The S-parameters of the SG and GSG probes obtained from the presented OSL method with vector error correction are compared with the parameters provided by Cascade. It can be seen from Figure 12 that the data obtained from the presented method is basically the same with factory data.

The S-parameters comparison between the test results of the method proposed in this paper and the test results of the “wire-bonding” method mentioned in Section 2 is shown in Figure 13. It can be seen that the two results are quite close. The accuracy of our method is highly enhanced comparing with the “direct SOLR” method shown in Figure 2.

Since the method proposed in this paper requires a large number of complex and matrix operations, object-oriented C# language is used to build an automatic test program. The results interface of the test program is shown in Figure 14. The program can execute a fully automatic operation covering instrument control, data acquisition, results correction, data analysis and display of graphical results, which avoids human interference, and solves the test efficiency problems faced with the wafer-scale test.

5. Conclusions

This paper evaluates the calibration errors of a hybrid balanced and unbalanced RF probes test with the traditional SOLR method and proposes an MMIC test method based on hybrid balanced and unbalanced RF probes. A SPDT switch chip and a limiter chip are measured for method validation.
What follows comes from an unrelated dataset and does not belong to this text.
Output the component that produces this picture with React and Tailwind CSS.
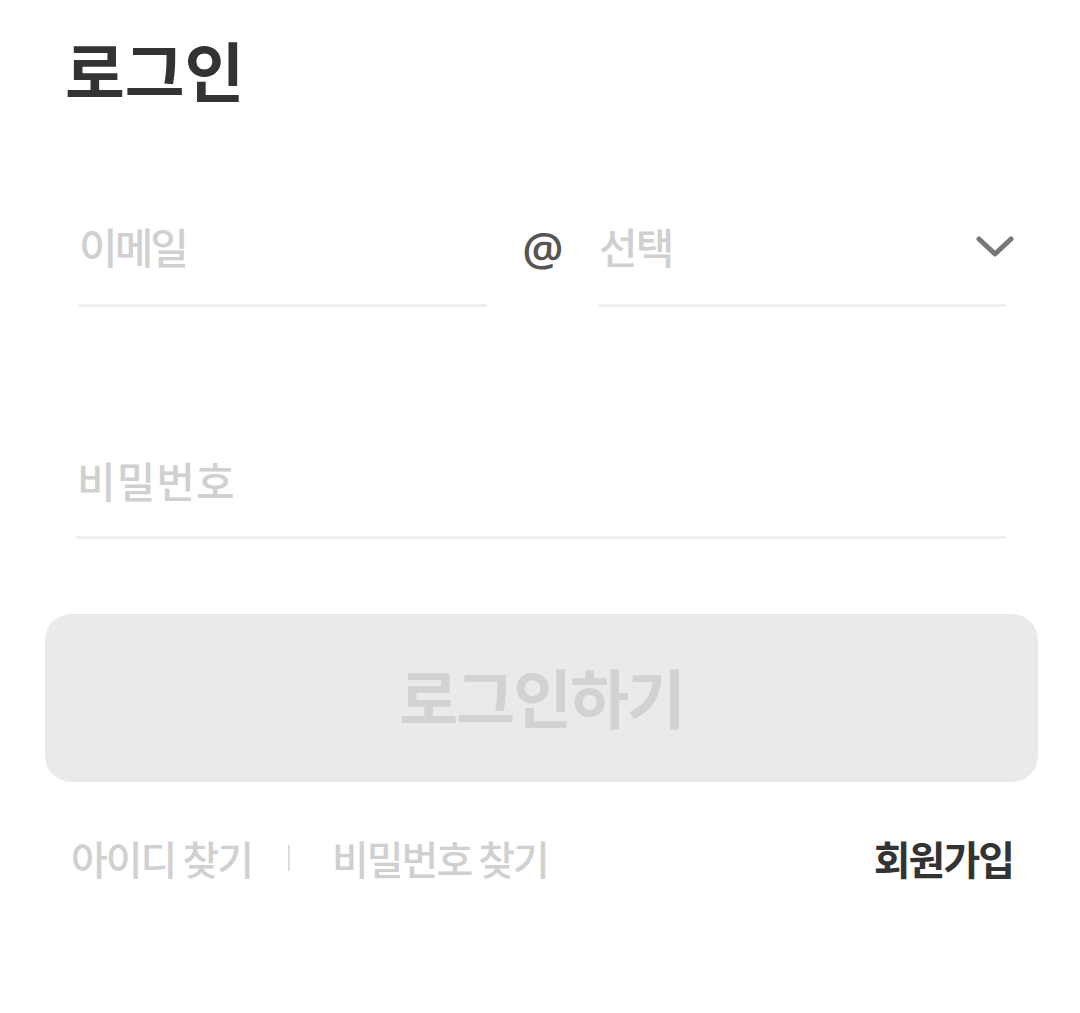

This method combines the OSL second-order de-embedding technique with the vector error correction and cascade matrix transformation technique. The accuracy of the extraction of the RF probe is improved by this method. As a result, the calibration reference plane can be accurately translated to the probe tip, which significantly improves the test accuracy. Furthermore, with the aid of the object-oriented C# language, an automatic test system is built to be effectively applied to wafer-level testing of MMIC products.